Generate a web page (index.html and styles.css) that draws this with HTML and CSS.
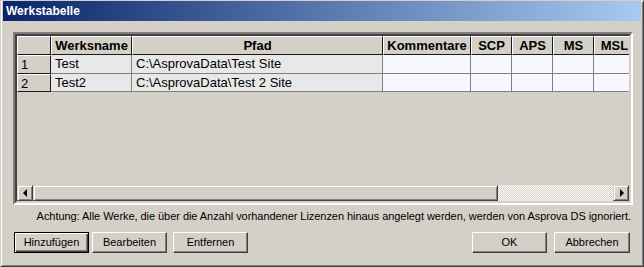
FILE: index.html
```html
<!DOCTYPE html>
<html lang="de">
<head>
<meta charset="utf-8">
<title>Werkstabelle</title>
<link rel="stylesheet" href="styles.css">
</head>
<body>
<div class="window">
  <div class="titlebar">Werkstabelle</div>
  <div class="grid-frame">
    <div class="grid-inner">
      <div class="sheet">
        <div class="sheet-grid">
          <div class="hd corner"></div>
          <div class="hd">Werksname</div>
          <div class="hd">Pfad</div>
          <div class="hd">Kommentare</div>
          <div class="hd">SCP</div>
          <div class="hd">APS</div>
          <div class="hd">MS</div>
          <div class="hd">MSL</div>

          <div class="rh">1</div>
          <div class="cell ro">Test</div>
          <div class="cell ro">C:\AsprovaData\Test Site</div>
          <div class="cell ed"></div>
          <div class="cell ed"></div>
          <div class="cell ed"></div>
          <div class="cell ed"></div>
          <div class="cell ed"></div>

          <div class="rh">2</div>
          <div class="cell ro">Test2</div>
          <div class="cell ro">C:\AsprovaData\Test 2 Site</div>
          <div class="cell ed"></div>
          <div class="cell ed"></div>
          <div class="cell ed"></div>
          <div class="cell ed"></div>
          <div class="cell ed"></div>
        </div>
      </div>
      <div class="hscroll">
        <div class="sb-btn"><span class="arrow-left"></span></div>
        <div class="sb-thumb"></div>
        <div class="sb-track"></div>
        <div class="sb-btn"><span class="arrow-right"></span></div>
      </div>
    </div>
  </div>
  <div class="notice">Achtung: Alle Werke, die über die Anzahl vorhandener Lizenzen hinaus angelegt werden, werden von Asprova DS ignoriert.</div>
  <div class="buttons">
    <div class="btn default">Hinzufügen</div>
    <div class="btn b2">Bearbeiten</div>
    <div class="btn b3">Entfernen</div>
    <div class="spacer"></div>
    <div class="btn">OK</div>
    <div class="btn b5">Abbrechen</div>
  </div>
</div>
</body>
</html>
```
FILE: styles.css
```css
* { box-sizing: border-box; }
html, body { margin: 0; padding: 0; }
body {
  width: 644px;
  height: 267px;
  overflow: hidden;
  background: #d4d0c8;
  font-family: "Liberation Sans", Arial, sans-serif;
}
.window {
  width: 644px;
  height: 267px;
  background: #d4d0c8;
  border-top: 1px solid #d4d0c8;
  border-left: 1px solid #d4d0c8;
  border-right: 1px solid #404040;
  border-bottom: 1px solid #404040;
  box-shadow: inset 1px 1px #ffffff, inset -1px -1px #808080;
  padding: 0 2px 2px 2px;
}
.titlebar {
  height: 20px;
  background: linear-gradient(to right, #0a246a, #a6caf0);
  color: #fff;
  font-weight: bold;
  font-size: 12px;
  line-height: 20px;
  padding-left: 3px;
}
.grid-frame {
  margin: 11px 8px 0 10px;
  width: 620px;
  height: 173px;
  border: 2px solid;
  border-color: #808080 #ffffff #ffffff #808080;
}
.grid-inner {
  height: 100%;
  border: 2px solid;
  border-color: #404040 #d4d0c8 #d4d0c8 #404040;
  display: flex;
  flex-direction: column;
}
.sheet {
  flex: 1;
  overflow: hidden;
  background: #d4d0c8;
}
.sheet-grid {
  display: grid;
  grid-template-columns: 34px 81px 251px 88px 41px 41px 41px 41px;
  grid-template-rows: 19px 19px 18px;
  width: 618px;
  font-size: 13px;
  color: #000;
}
.hd, .rh {
  background: #d4d0c8;
  border-top: 1px solid #ffffff;
  border-left: 1px solid #ffffff;
  border-right: 1px solid #1a1a1a;
  border-bottom: 1px solid #1a1a1a;
  white-space: nowrap;
  overflow: hidden;
}
.hd {
  font-weight: bold;
  text-align: center;
  line-height: 17px;
}
.rh {
  padding-left: 3px;
  line-height: 17px;
}
.cell {
  border-right: 1px solid #808080;
  border-bottom: 1px solid #808080;
  padding-left: 4px;
  line-height: 18px;
  white-space: nowrap;
  overflow: hidden;
}
.cell.ro { background: #e8e8e8; }
.cell.ed { background: #f7f7ff; }
.hscroll {
  height: 16px;
  display: flex;
}
.sb-btn {
  width: 16px;
  height: 16px;
  background: #d4d0c8;
  border: 1px solid;
  border-color: #d4d0c8 #404040 #404040 #d4d0c8;
  box-shadow: inset 1px 1px #ffffff, inset -1px -1px #808080;
  display: flex;
  align-items: center;
  justify-content: center;
}
.arrow-left {
  width: 0; height: 0;
  border-top: 4px solid transparent;
  border-bottom: 4px solid transparent;
  border-right: 4px solid #000;
  margin-left: -1px;
}
.arrow-right {
  width: 0; height: 0;
  border-top: 4px solid transparent;
  border-bottom: 4px solid transparent;
  border-left: 4px solid #000;
  margin-left: 1px;
}
.sb-thumb {
  width: 465px;
  height: 16px;
  background: #d4d0c8;
  border: 1px solid;
  border-color: #d4d0c8 #404040 #404040 #d4d0c8;
  box-shadow: inset 1px 1px #ffffff, inset -1px -1px #808080;
}
.sb-track {
  flex: 1;
  background-image: repeating-conic-gradient(#ffffff 0 25%, #d4d0c8 0 50%);
  background-size: 2px 2px;
}
.notice {
  margin: 3px 10px 0 0;
  height: 16px;
  font-size: 11px;
  line-height: 16px;
  letter-spacing: -0.05px;
  text-align: right;
  color: #000;
  white-space: nowrap;
}
.buttons {
  display: flex;
  margin: 8px 11px 0 11px;
}
.spacer { flex: 1; }
.btn {
  width: 75px;
  height: 21px;
  background: #d4d0c8;
  border: 1px solid;
  border-color: #ffffff #404040 #404040 #ffffff;
  box-shadow: inset -1px -1px #808080;
  font-size: 11px;
  line-height: 19px;
  text-align: center;
  color: #000;
}
.btn.default {
  border: 1px solid #000;
  box-shadow: inset 1px 1px #ffffff, inset -1px -1px #404040, inset -2px -2px #808080;
}
.btn.b2 { margin-left: 3px; }
.btn.b3 { margin-left: 6px; }
.btn.b5 { margin-left: 7px; width: 76px; }
```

_What the exercise asks_
Return the material exactly as given, apart from the pictures.

_Answer for the task_
Generate a web page (index.html and styles.css) that draws this with HTML and CSS.
FILE: index.html
```html
<!DOCTYPE html>
<html lang="de">
<head>
<meta charset="utf-8">
<title>Werkstabelle</title>
<link rel="stylesheet" href="styles.css">
</head>
<body>
<div class="window">
  <div class="titlebar">Werkstabelle</div>
  <div class="grid-frame">
    <div class="grid-inner">
      <div class="sheet">
        <div class="sheet-grid">
          <div class="hd corner"></div>
          <div class="hd">Werksname</div>
          <div class="hd">Pfad</div>
          <div class="hd">Kommentare</div>
          <div class="hd">SCP</div>
          <div class="hd">APS</div>
          <div class="hd">MS</div>
          <div class="hd">MSL</div>

          <div class="rh">1</div>
          <div class="cell ro">Test</div>
          <div class="cell ro">C:\AsprovaData\Test Site</div>
          <div class="cell ed"></div>
          <div class="cell ed"></div>
          <div class="cell ed"></div>
          <div class="cell ed"></div>
          <div class="cell ed"></div>

          <div class="rh">2</div>
          <div class="cell ro">Test2</div>
          <div class="cell ro">C:\AsprovaData\Test 2 Site</div>
          <div class="cell ed"></div>
          <div class="cell ed"></div>
          <div class="cell ed"></div>
          <div class="cell ed"></div>
          <div class="cell ed"></div>
        </div>
      </div>
      <div class="hscroll">
        <div class="sb-btn"><span class="arrow-left"></span></div>
        <div class="sb-thumb"></div>
        <div class="sb-track"></div>
        <div class="sb-btn"><span class="arrow-right"></span></div>
      </div>
    </div>
  </div>
  <div class="notice">Achtung: Alle Werke, die über die Anzahl vorhandener Lizenzen hinaus angelegt werden, werden von Asprova DS ignoriert.</div>
  <div class="buttons">
    <div class="btn default">Hinzufügen</div>
    <div class="btn b2">Bearbeiten</div>
    <div class="btn b3">Entfernen</div>
    <div class="spacer"></div>
    <div class="btn">OK</div>
    <div class="btn b5">Abbrechen</div>
  </div>
</div>
</body>
</html>
```
FILE: styles.css
```css
* { box-sizing: border-box; }
html, body { margin: 0; padding: 0; }
body {
  width: 644px;
  height: 267px;
  overflow: hidden;
  background: #d4d0c8;
  font-family: "Liberation Sans", Arial, sans-serif;
}
.window {
  width: 644px;
  height: 267px;
  background: #d4d0c8;
  border-top: 1px solid #d4d0c8;
  border-left: 1px solid #d4d0c8;
  border-right: 1px solid #404040;
  border-bottom: 1px solid #404040;
  box-shadow: inset 1px 1px #ffffff, inset -1px -1px #808080;
  padding: 0 2px 2px 2px;
}
.titlebar {
  height: 20px;
  background: linear-gradient(to right, #0a246a, #a6caf0);
  color: #fff;
  font-weight: bold;
  font-size: 12px;
  line-height: 20px;
  padding-left: 3px;
}
.grid-frame {
  margin: 11px 8px 0 10px;
  width: 620px;
  height: 173px;
  border: 2px solid;
  border-color: #808080 #ffffff #ffffff #808080;
}
.grid-inner {
  height: 100%;
  border: 2px solid;
  border-color: #404040 #d4d0c8 #d4d0c8 #404040;
  display: flex;
  flex-direction: column;
}
.sheet {
  flex: 1;
  overflow: hidden;
  background: #d4d0c8;
}
.sheet-grid {
  display: grid;
  grid-template-columns: 34px 81px 251px 88px 41px 41px 41px 41px;
  grid-template-rows: 19px 19px 18px;
  width: 618px;
  font-size: 13px;
  color: #000;
}
.hd, .rh {
  background: #d4d0c8;
  border-top: 1px solid #ffffff;
  border-left: 1px solid #ffffff;
  border-right: 1px solid #1a1a1a;
  border-bottom: 1px solid #1a1a1a;
  white-space: nowrap;
  overflow: hidden;
}
.hd {
  font-weight: bold;
  text-align: center;
  line-height: 17px;
}
.rh {
  padding-left: 3px;
  line-height: 17px;
}
.cell {
  border-right: 1px solid #808080;
  border-bottom: 1px solid #808080;
  padding-left: 4px;
  line-height: 18px;
  white-space: nowrap;
  overflow: hidden;
}
.cell.ro { background: #e8e8e8; }
.cell.ed { background: #f7f7ff; }
.hscroll {
  height: 16px;
  display: flex;
}
.sb-btn {
  width: 16px;
  height: 16px;
  background: #d4d0c8;
  border: 1px solid;
  border-color: #d4d0c8 #404040 #404040 #d4d0c8;
  box-shadow: inset 1px 1px #ffffff, inset -1px -1px #808080;
  display: flex;
  align-items: center;
  justify-content: center;
}
.arrow-left {
  width: 0; height: 0;
  border-top: 4px solid transparent;
  border-bottom: 4px solid transparent;
  border-right: 4px solid #000;
  margin-left: -1px;
}
.arrow-right {
  width: 0; height: 0;
  border-top: 4px solid transparent;
  border-bottom: 4px solid transparent;
  border-left: 4px solid #000;
  margin-left: 1px;
}
.sb-thumb {
  width: 465px;
  height: 16px;
  background: #d4d0c8;
  border: 1px solid;
  border-color: #d4d0c8 #404040 #404040 #d4d0c8;
  box-shadow: inset 1px 1px #ffffff, inset -1px -1px #808080;
}
.sb-track {
  flex: 1;
  background-image: repeating-conic-gradient(#ffffff 0 25%, #d4d0c8 0 50%);
  background-size: 2px 2px;
}
.notice {
  margin: 3px 10px 0 0;
  height: 16px;
  font-size: 11px;
  line-height: 16px;
  letter-spacing: -0.05px;
  text-align: right;
  color: #000;
  white-space: nowrap;
}
.buttons {
  display: flex;
  margin: 8px 11px 0 11px;
}
.spacer { flex: 1; }
.btn {
  width: 75px;
  height: 21px;
  background: #d4d0c8;
  border: 1px solid;
  border-color: #ffffff #404040 #404040 #ffffff;
  box-shadow: inset -1px -1px #808080;
  font-size: 11px;
  line-height: 19px;
  text-align: center;
  color: #000;
}
.btn.default {
  border: 1px solid #000;
  box-shadow: inset 1px 1px #ffffff, inset -1px -1px #404040, inset -2px -2px #808080;
}
.btn.b2 { margin-left: 3px; }
.btn.b3 { margin-left: 6px; }
.btn.b5 { margin-left: 7px; width: 76px; }
```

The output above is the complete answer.